SalonMedia Remember the old MTV? “Daria” comes out on DVD http://bit.ly/a2ruwh 8:57 AM May 12th

“‘Daria’ could have only happened at that time, during that strange, transitional period after the grunge and gangsta rap of the early ’90s” 9:11 AM May 12th

RT: A friend lets me know about a development in the Polanski case.

DrMcButtcheeks @colleenclaes http://www.cnn.com/2010/CRIME/05/14/polanski.second.accuser/index.html Honestly. Who saw this coming? about 22 hours ago

@DrMcButtcheeks But this just reminds me how I don’t even WANNA know how many old pervo Polanski did this to… about 22 hours ago

And that’s all for now. If you see anything you’d like me to elaborate on, please let me know! (Unfortunately, I don’t think my heart/anxiety can bear doing another lengthy post on Polanski…)

More 2010 Music Video Goodness: Beyonce’s ‘Why Don’t You Love Me’

Seriously – 2010 is already a year marked by amazing music videos that just so happen to be made mostly by female artists. (i.e.: Janelle Monae’s “Tightrope,” Eyrkah Badu’s “Window Seat,” and M.I.A.’s “Born Free”). And now THIS by Queen B. Amazing. I love the look of the video, the song (a bonus track on Sasha Fierce, sounds to me like a little channeling of sister Solange), and the OUTFITS! Oh, the outfits…

I would write more about this, but it’d basically just be a regurgitation of everything Jezebel already said.

Also, the director of this video should not go unnamed. Melina Matsoukas graduated from NYU and did her thesis on music videos. She has a pretty envy-inducing music video filmography as well.

“Remain Silent No Longer”: Rage Against the Polanski

I’ve written a lot about Roman Polanski since he was arrested – after 30+ years – for raping a 13-year-old girl back in the 70s. So now that he chose to speak out for the first time this weekend, it just seems right to “Rage Against the Polanski” once again. Because after all, “Polanski” has become a machine in itself – made up of pompous, privileged and delusional supporters in Hollywood and Europe who seem to think Polanski is above being punished for committing rape.

The main reason? “It was so long ago!” The other reason?

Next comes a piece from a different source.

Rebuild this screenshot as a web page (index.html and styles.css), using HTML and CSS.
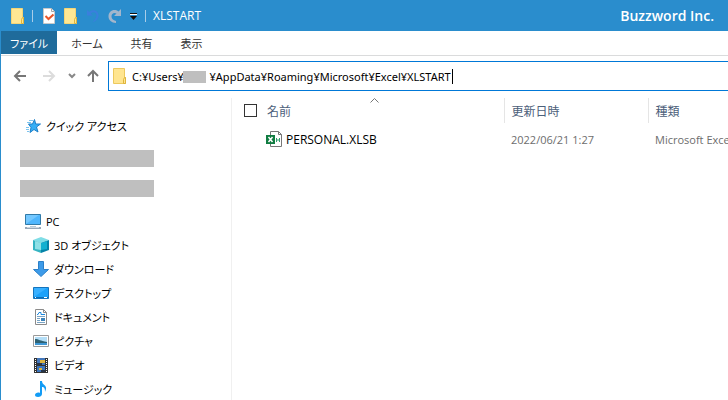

Well, let’s let Polanski explain that one to us:

“I can remain silent no longer because the request for my extradition addressed to the Swiss authorities is founded on a lie,” writes Polanski, who blames Marina Zenovich’s HBO documentary Roman Polanski: Wanted and Desired for stirring up career-mongering LA prosecutors into acting on his long dormant case.

Oh, of course. The Wanted and Desired documentary from 2008…Which, as illuminating as it was, didn’t exactly vilify Polanski as much as it should or could have. It was fairly balanced as far as “telling both sides” goes. And it even ended with a close friend of the director’s saying – oh so poetically – how Polanski became “wanted” in the U.S. after he fled his crime, and then “desired” in France/Europe (but particularly France, with their odd glamorization and defensiveness of him). This seemed to me as if the documentary might be ultimately glorifying Polanski as some sort of misunderstood but irresistible legend – which sounds a hell of a lot better than “pervert-turned-fugitive who fled his rape crime.”

You can download Polanski’s full statement here. It’s basically everything you’ve already heard from the “Free Polanski” crowd but with added melodrama – as Polanski highlights the “injustices” of his case with the prefaced statement in bold, “I can remain silent no longer because…”

Best part:

I can remain silent no longer because I have been placed under house
arrest in Gstaad and bailed in very large sum of money which I have
managed to raise only by mortgaging the apartment that has been my
home for over 30 years, and because I am far from my family and unable to
work.

Aside from the fact that I just don’t give a…, this heap of “boo-hoo-poor-me” B.S. completely contradicts Polanski’s opening sentences: “I have had my share of dramas and joys, as we all have, and I am not going to try to ask you to pity my lot in life.” No. That’s exactly what you’re doing. And that’s exactly what everyone in support of you has been doing since September.

And ahhh yes. The media is just “out to get” Polanski. To make an example of him. Yeah. That’s it. Sure, the media loves it. But what really happened is that the U.S. finally ARRESTED him for his RAPE CRIME. I mean, some people agree with me on this, right?!

Oh, and then this happened on indieWIRE:

While I object to people who suggest that Polanski never did anything terribly wrong—he did—I do think that at his advanced age he bears little threat to anyone and has been punished, served time, and should be able to break out of this impasse. Was he a libertine and a reprobate, did he behave criminally and break the law? Yes. I’d like to see him cop to what he did. But this case is old and cold. There must be a way to fix this.

By the way, The Ghost Writer was one of Polanski’s best, sharpest, most personal films in a long while. I want to see him make more films.

Really, Anne Thompson?

And with that, I’ve unfortunately exhausted most words that I can muster up for this argument. All I have left to say is this:

I can remain silent no longer because Roman Polanski is a rapist who never served time for raping a 13-year-old girl; because I don’t care how old he is, or how long ago it was; because as The New Yorker explored, Polanski relished girls who were minors and showed no remorse for raping or engaging in sex with them; because someone needs to put his old, perverted, privileged, “above-statused” ass in jail already; because anyone who still thinks Polanski is either innocent or should be “let go” of the case needs to seriously reevaluate themselves; and because reallywhat’s not to understand?